I’m designing a prototype Mode-A/C/S 1030MHz receiver so I can start testing demodulation algorithms (with real signals) and implementing them as gateware. In a previous post I mentioned multiple candidate receiver topologies and for simplicity’s sake, I’ve decided to go with the AD9363 approach. The AD9363 might not give me enough dynamic range to meet the standard’s requirements, but it’s enough to get started with algorithm development/testing.

I’m planning to use an ECP5 FPGA for the baseband processor because they’re well-supported by the yosys/nextpnr open-source FPGA toolchain. I already have an ECP5 evaluation board (the one from Lattice without the PCIe edge connector), so I’m currently designing an AD9363 board that can plug into that evaluation board’s pin headers.

Today I planned out the power supplies for the AD9363. I’d just copy what the reference manual suggests, but I can’t do that exactly because this ECP5 board lets me set the FPGA’s VCCIO to 2.5V but not to 1.8V. Honestly I don’t know to develop a preference for VCCIO voltage; given the AD9363 and the ECP5 both seem pretty flexible about it. Is a smaller voltage better? I don’t know. Also I want to tap off the 12V because the 3.3V/2.5V regulators on the ECP5 board don’t seem to have lots of margin for added loads.

I’m thinking of feeding that 12V to a two-output low-noise switching regulator LT8653S to generate 1.8 and 2.5V. The 2.5V gets used for the interface and GPO (general purpose output) supplies on the AD9363, which aren’t that critical in terms of noise sensitivity.

The 1.8V doesn’t get used directly but instead I feed it into two separate ADP1754 low-noise LDOs, and each of the LDOs feeds a different set of power supply pins on the AD9363, like the reference manual suggests. Also I’m thinking of doing what’s done in the ADALM-PLUTO and using an ADM7160 ultra-low-noise LDO to power the oscillator.

Actually, I’m sort of reconsidering using that evaluation board due to signal integrity reasons (this Analog Devices webpage states that the CMOS drivers in the AD9363 are purposefully weak and recommends using LVDS instead, and I have no idea how to use LVDS) and instead making my own board from scratch with an ECP5 and an AD9363. It’s not like there’s a lot more to keeping the ECP5 happy than there is for the AD9363 – it’s just power supplies and decoupling capacitors. I think I’ll do it, it looks like a fun challenge!

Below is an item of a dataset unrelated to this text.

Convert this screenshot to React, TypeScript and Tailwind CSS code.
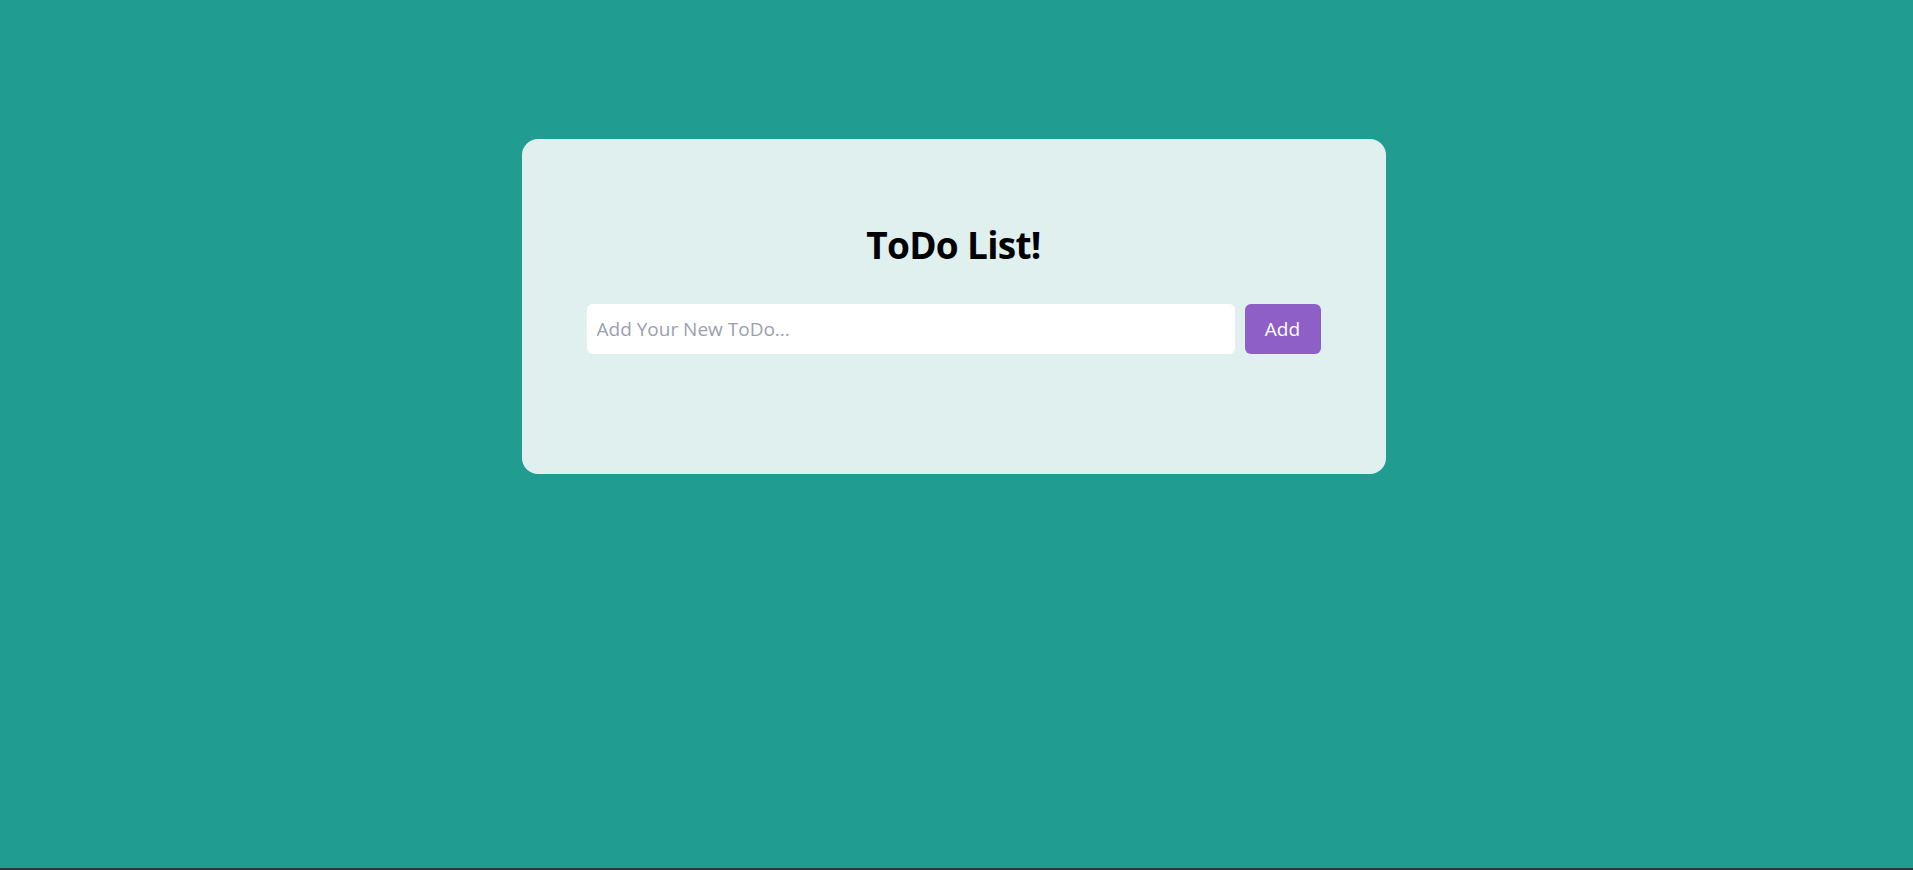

Also I’m using a draft version of DO-260A (which I found on the internet) as reference for all of this. If you can get me DO-260B and/or DO-181E (or the EUROCAE equivalents) I’d be very happy. RTCA charges a lot for these documents – to the point that it’s a lot cheaper to actually pay membership fees (which lets you have the documents for free) which I’d absolutely do except they say “membership is restricted to organizations that are doing business in aviation” and I’m not sure I qualify as that.